Apa yang ada di masa depan atau hari esok? Ya keabsurdan, mungkin juga kematian yang tidak pernah dapat diterka.
Oleh sebab itu kita harus berani menolak Leap of Faith. Singkatnya Leap of Faith adalah sama dengan bunuh diri secara filosofi (berpegang pada Agama, Sains, Ideologi dan lain sebagainya), juga bunuh diri ragawi (termasuk Euthanasia). Bukan berlagak sok paling kuat, namun sekali lagi, Leap Of Faith sepertinya bukan solusi yang tepat.
Alangkah lebih baik bila kita melakukan Insureksi atau Revolt, alias melakukan pemberontakan atas hidup yang tidak pernah jelas. Menjerang kehidupan yang ganjil dengan genap. Mempecundangi kemapanan dengan penerimaan kesuraman. Tidak berguna, tidak masalah, yang paling penting kita tetap menghidupinya.
Secara tidak langsung, Camus menginginkan kita menjaga gelora Carpe Diem agar tetap menyala. Dan Carpe Diem adalah perihal menghidupi hari ini, dengan berani tanpa perlu takut. Takut pada hari esok yang mungkin mengandung dan mengundang kematian.
Jadi, apakah kita sebaiknya berharap? Mungkin tidak.
"Harapan, bagi seorang absurdis (orang yang berani menghadapi absurditas) adalah metode pengecut untuk lari dari absurditas." -Albert Camus
Keabsurdan yang Tulus
Camus adalah seorang pemberontak, ia dengan berani menghidupi hidup yang absurd dengan tulus. Ia tidak bunuh diri, secara ragawi ataupun filosofis. Ia mungkin memang absurd, hidup secara absurd dan mati secara absurd.
Apakah akhir hidupnya kurang absurd? Tentu tidak. Ia bahkan mati dalam kecelakaan mobil, tepatnya menabrak pohon. Jauh sebelum itu, absurdnya, Camus pernah mengatakan bahwa cara paling absurd untuk mati adalah tewas dalam kecelakaan mobil.
Camus berputih tulang tiga tahun setelah menerima salah satu penghargaan paling bergengsi dalam dunia manusia, yaitu Nobel Kesusastraan.

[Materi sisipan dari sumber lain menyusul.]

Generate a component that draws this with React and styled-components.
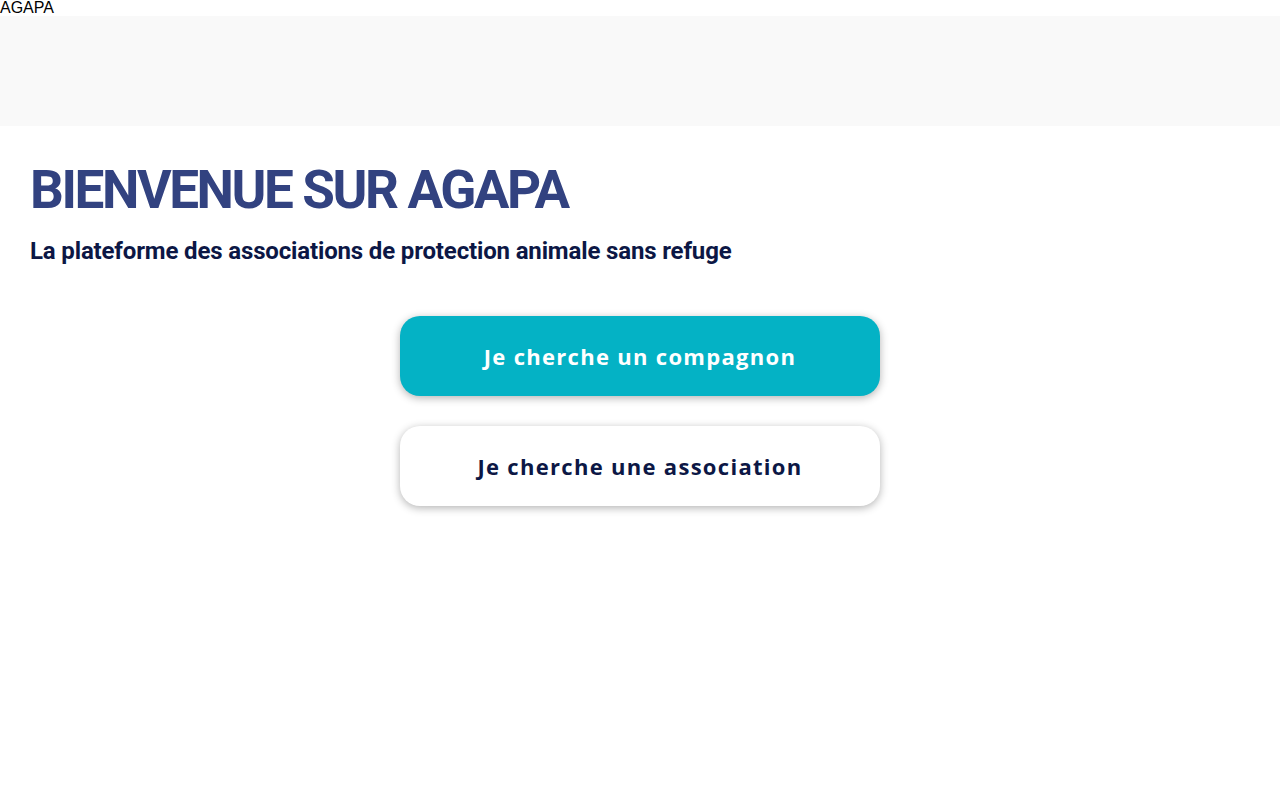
import React from "react";
import styled, { createGlobalStyle } from "styled-components";

const GlobalStyle = createGlobalStyle`
  body {
    margin: 0;
    background: #ffffff;
    font-family: "Liberation Sans", Arial, sans-serif;
  }
`;

const Brand = styled.div`
  font-family: "Liberation Sans", Arial, sans-serif;
  font-size: 16px;
  line-height: 16px;
  color: #000;
`;

const TopBand = styled.header`
  height: 110px;
  background: #f9f9f9;
`;

const Main = styled.main`
  padding: 30px 30px 60px;
`;

const Title = styled.h1`
  margin: 0;
  font-family: Roboto, "Liberation Sans", sans-serif;
  font-weight: 700;
  font-size: 53px;
  line-height: 68px;
  letter-spacing: -2.4px;
  color: #324280;
`;

const Subtitle = styled.h2`
  margin: 11px 0 0;
  font-family: Roboto, "Liberation Sans", sans-serif;
  font-weight: 700;
  font-size: 24px;
  line-height: 32px;
  letter-spacing: -0.15px;
  color: #0c1745;
`;

const Actions = styled.div`
  display: flex;
  flex-direction: column;
  align-items: center;
  gap: 30px;
  margin-top: 49px;
`;

const ActionButton = styled.button`
  width: 480px;
  height: 80px;
  border: none;
  border-radius: 20px;
  background: ${(p) => (p.$primary ? "#04b2c5" : "#ffffff")};
  color: ${(p) => (p.$primary ? "#ffffff" : "#0c1745")};
  box-shadow: 0 2px 8px rgba(0, 0, 0, 0.3);
  font-family: "Open Sans", sans-serif;
  font-weight: 700;
  font-size: 22px;
  letter-spacing: 1.3px;
  cursor: pointer;
`;

export default function App() {
  return (
    <>
      <GlobalStyle />
      <Brand>AGAPA</Brand>
      <TopBand />
      <Main>
        <Title>BIENVENUE SUR AGAPA</Title>
        <Subtitle>La plateforme des associations de protection animale sans refuge</Subtitle>
        <Actions>
          <ActionButton $primary>Je cherche un compagnon</ActionButton>
          <ActionButton>Je cherche une association</ActionButton>
        </Actions>
      </Main>
    </>
  );
}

Namun Camus tidak berhenti  sampai di situ, ia akan abadi selamanya. Oleh sebab ia adalah kunci dari keabsurdan dunia. Selama dunia ini absurd, Camus akan tetap hidup. Ia akan tetap hidup dalam hati, kita yang kebingungan di dalam labirin dunia.
Camus dan Sisifus adalah satu kesatuan. Mereka berdua mengajarkan bahwa absurditas kehidupan yang dialami hampir setiap saat, tidak seharusnya membuat kita tidak bahagia. Bahkan Sisifus yang dikutuk pun masih dapat bahagia, meskipun dengan hukuman absurd yang membuat hidupnya tidak lagi memiliki makna.